“Only think, Sis!” he cried, as soon as he was within speaking distance, “the blacksmith has a registered dog bull pup, with just as good a pedigree as Pam’s—a son of imported Black-eye who is owned over in Gordon. He’s got a pedigree a mile long all written out, but it’s smudged and mussy, and the blacksmith has offered me a dollar to copy it out on a fan-shaped paper like mine. That will just come in handy to pay Pam’s tax, too; it’s due up here the 1st of January. Then you see next year we’ll go in partnership, and raise some pups, and fifty dollars apiece is the very least we can get for them, and maybe a hundred for the dogs, if they’re clever!”

The elder men smiled at each other, and the doctor said to Silent Stead, “Enthusiasm is an element that can be ill spared from materia medica,—it will do you good even to get a whiff of it.” To Brooke: “Good-by for now, my child; your father will have all that can be done for him. A sloping platform from the kitchen door will allow him to be wheeled out in pleasant weather, and time and care alone will show the result. Remember, do not hesitate to send for me if you are puzzled—and courage! the courage that is always given to the world’s workers at their need,” and the good physician, the spiritual son of St. Luke of old, took his place by Stead, who turned Manfred in the direction of the Gilead station.

Meanwhile Tatters had disappeared, and when Brooke went indoors again, realizing too late that she had not yet thanked Silent Stead, she found the dog stretched by her father’s chair, an indoor post he thereafter occupied.


A little after two o’clock Brooke set out for Mrs. Fenton’s, leaving her mother to superintend the unpacking of the simpler things, clothes, books, and the little table furniture that they had deemed best to save from the wreck and bring with them, a task in which Miss Keith seemed to revel so unfeignedly that Brooke began her walk with an unusual sense of freedom.

She had gone only a few hundred yards when she remembered Tatters, and, turning back to get him, found that he was already close behind, and hurrying as if life or death depended upon his escort. “How did you know I was coming? How did you get out?” she asked him, and then laughed at herself for expecting a reply other than the short, joyous bark he gave, as he circled around her, pawing up the snow, inviting her to play with clumsy, stiff gestures that plainly said, “I know I am rather an old fellow for this sort of thing, but I’m willing to do anything I can to amuse you,” while he even raced after the snowballs she threw at random, and rashly tried to retrieve one, dropping it hastily at her feet with a comical expression, showing by a twist of his jaw and rubbing his nose between his paws that it was too cold for his teeth.

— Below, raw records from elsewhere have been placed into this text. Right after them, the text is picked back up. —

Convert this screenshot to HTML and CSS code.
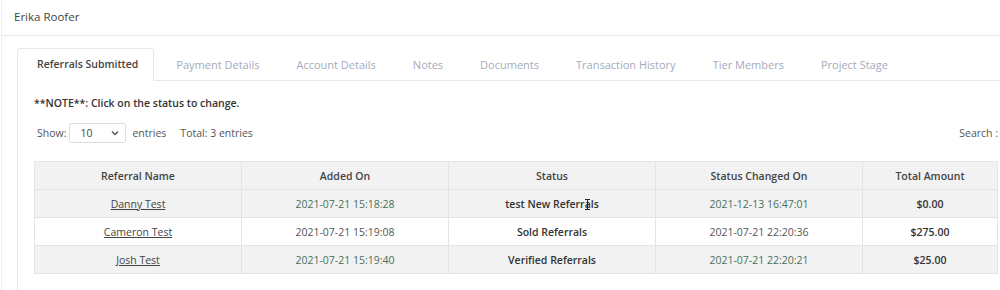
FILE: index.html
```html
<!DOCTYPE html>
<html lang="en">
<head>
<meta charset="utf-8">
<title>Erika Roofer</title>
<link rel="stylesheet" href="styles.css">
</head>
<body>
<div class="panel">
  <div class="panel-head">Erika Roofer</div>
  <div class="panel-body">
    <ul class="tabs">
      <li class="tab active">Referrals Submitted</li>
      <li class="tab">Payment Details</li>
      <li class="tab">Account Details</li>
      <li class="tab">Notes</li>
      <li class="tab">Documents</li>
      <li class="tab">Transaction History</li>
      <li class="tab">Tier Members</li>
      <li class="tab">Project Stage</li>
    </ul>
    <div class="tab-pane">
      <p class="note">**NOTE**: Click on the status to change.</p>
      <div class="toolbar">
        <span class="lbl">Show:</span>
        <span class="select">10
          <svg class="chev" width="8" height="6" viewBox="0 0 8 6"><path d="M1 1.5 L4 4.5 L7 1.5" fill="none" stroke="#555" stroke-width="1.4"/></svg>
        </span>
        <span class="lbl">entries</span>
        <span class="lbl total">Total: 3 entries</span>
        <span class="search">
          <span class="lbl">Search :</span>
          <span class="search-input"></span>
        </span>
      </div>
      <table class="grid">
        <thead>
          <tr><th>Referral Name</th><th>Added On</th><th>Status</th><th>Status Changed On</th><th>Total Amount</th></tr>
        </thead>
        <tbody>
          <tr class="odd">
            <td><a class="name">Danny Test</a></td>
            <td class="date">2021-07-21 15:18:28</td>
            <td class="status"><span class="cursor-wrap">test New Referrals<svg class="ibeam" width="7" height="11" viewBox="0 0 7 11"><path d="M1 0.5 H6 M3.5 0.5 V10.5 M1 10.5 H6" fill="none" stroke="#222" stroke-width="1"/></svg></span></td>
            <td class="date">2021-12-13 16:47:01</td>
            <td class="amt">$0.00</td>
          </tr>
          <tr>
            <td><a class="name">Cameron Test</a></td>
            <td class="date plain">2021-07-21 15:19:08</td>
            <td class="status">Sold Referrals</td>
            <td class="date plain">2021-07-21 22:20:36</td>
            <td class="amt">$275.00</td>
          </tr>
          <tr class="odd">
            <td><a class="name">Josh Test</a></td>
            <td class="date">2021-07-21 15:19:40</td>
            <td class="status">Verified Referrals</td>
            <td class="date">2021-07-21 22:20:21</td>
            <td class="amt">$25.00</td>
          </tr>
        </tbody>
      </table>
    </div>
  </div>
</div>
</body>
</html>
```
FILE: styles.css
```css
* { box-sizing: border-box; }
html, body {
  margin: 0;
  padding: 0;
  background: #fff;
  width: 1000px;
  height: 290px;
  overflow: hidden;
}
body {
  font-family: "Open Sans", "Noto Sans", sans-serif;
  font-size: 10.5px;
  color: #555;
}
.panel {
  margin-left: 1px;
  border-left: 1px solid #eeeeee;
  height: 290px;
}
.panel-head {
  height: 36px;
  padding: 9px 0 0 12px;
  font-size: 11.5px;
  line-height: 15px;
  color: #444;
  border-bottom: 1px solid #e9e9e9;
}
.panel-body {
  padding: 12px 0 0 15px;
}
.tabs {
  list-style: none;
  margin: 0;
  padding: 0;
  display: flex;
  border-bottom: 1px solid #e8e8e8;
  height: 33px;
}
.tab {
  height: 33px;
  padding: 0 17px;
  margin-right: 1px;
  line-height: 31px;
  border: 1px solid transparent;
  border-radius: 4px 4px 0 0;
  color: #a4abbd;
  font-size: 11px;
  white-space: nowrap;
}
.tab.active {
  color: #444;
  font-weight: 600;
  font-size: 10.5px;
  padding: 0 15px 0 19px;
  margin-right: 4px;
  border-color: #e8e8e8;
  border-bottom-color: #fff;
  background: #fff;
}
.tab-pane {
  border-left: 1px solid #e8e8e8;
  padding: 0 0 0 16px;
  height: 220px;
}
.note {
  margin: 0;
  padding-top: 14px;
  line-height: 16px;
  font-weight: 600;
  color: #333;
}
.toolbar {
  display: flex;
  align-items: center;
  margin-top: 12px;
  height: 20px;
  width: 964px;
  padding-left: 3px;
}
.lbl {
  color: #555;
  white-space: nowrap;
}
.select {
  display: flex;
  align-items: center;
  justify-content: space-between;
  width: 57px;
  height: 20px;
  margin: 0 6px 0 3px;
  padding: 0 6px 0 10px;
  border: 1px solid #dddddd;
  border-radius: 2px;
  color: #444;
}
.total { margin-left: 14px; }
.search {
  margin-left: auto;
  margin-right: -158px;
  display: flex;
  align-items: center;
}
.search-input {
  width: 155px;
  height: 21px;
  margin-left: 3px;
  border: 1px solid #dddddd;
}
.grid {
  margin-top: 18px;
  width: 964px;
  border-collapse: collapse;
  table-layout: fixed;
}
.grid th, .grid td {
  height: 28px;
  padding: 0 6px;
  text-align: center;
  border: 1px solid #e4e4e4;
  white-space: nowrap;
}
.grid th:nth-child(-n+4), .grid td:nth-child(-n+4) { width: 207px; }
.grid th {
  background: #f2f2f3;
  font-weight: 600;
  color: #444;
}
.grid tr.odd td { background: #f2f2f2; }
.name {
  color: #444;
  text-decoration: underline;
}
.date { color: #47705b; }
.date.plain { color: #555; }
.status { font-weight: 600; color: #333; }
.amt { font-weight: 600; color: #333; }
.cursor-wrap { position: relative; }
.ibeam {
  position: absolute;
  left: 79px;
  top: 2px;
}
```
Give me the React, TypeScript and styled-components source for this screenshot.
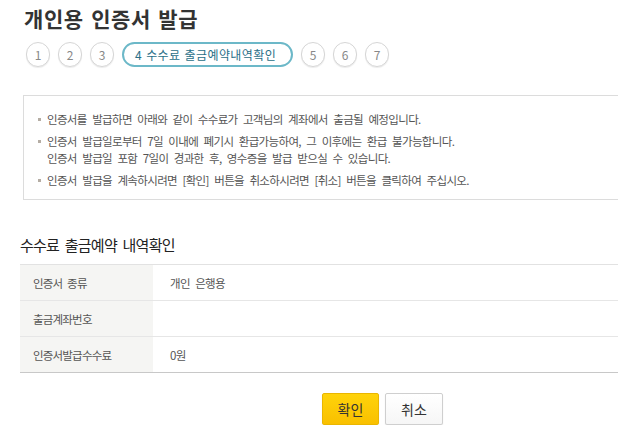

The walk was up an almost straight hill, relieved by occasional resting-places by which alone travel in such a country is made possible to man or beast, so that when Brooke reached the gate of the Fenton house she paused, both for breath and to get her bearings. No pathway had been shovelled to the front door, and the beaten track led round the side of the house to a wide porch at the south, which also held a well-house in its shelter, and this Brooke followed.

Her knock at the door was followed by a rumbling sound from within, which began in an opposite corner of the house, and drew rapidly nearer; then the door opened outward, singularly enough, and just inside it sat a little old lady in a wheel-chair that she both guided and propelled with her own hands.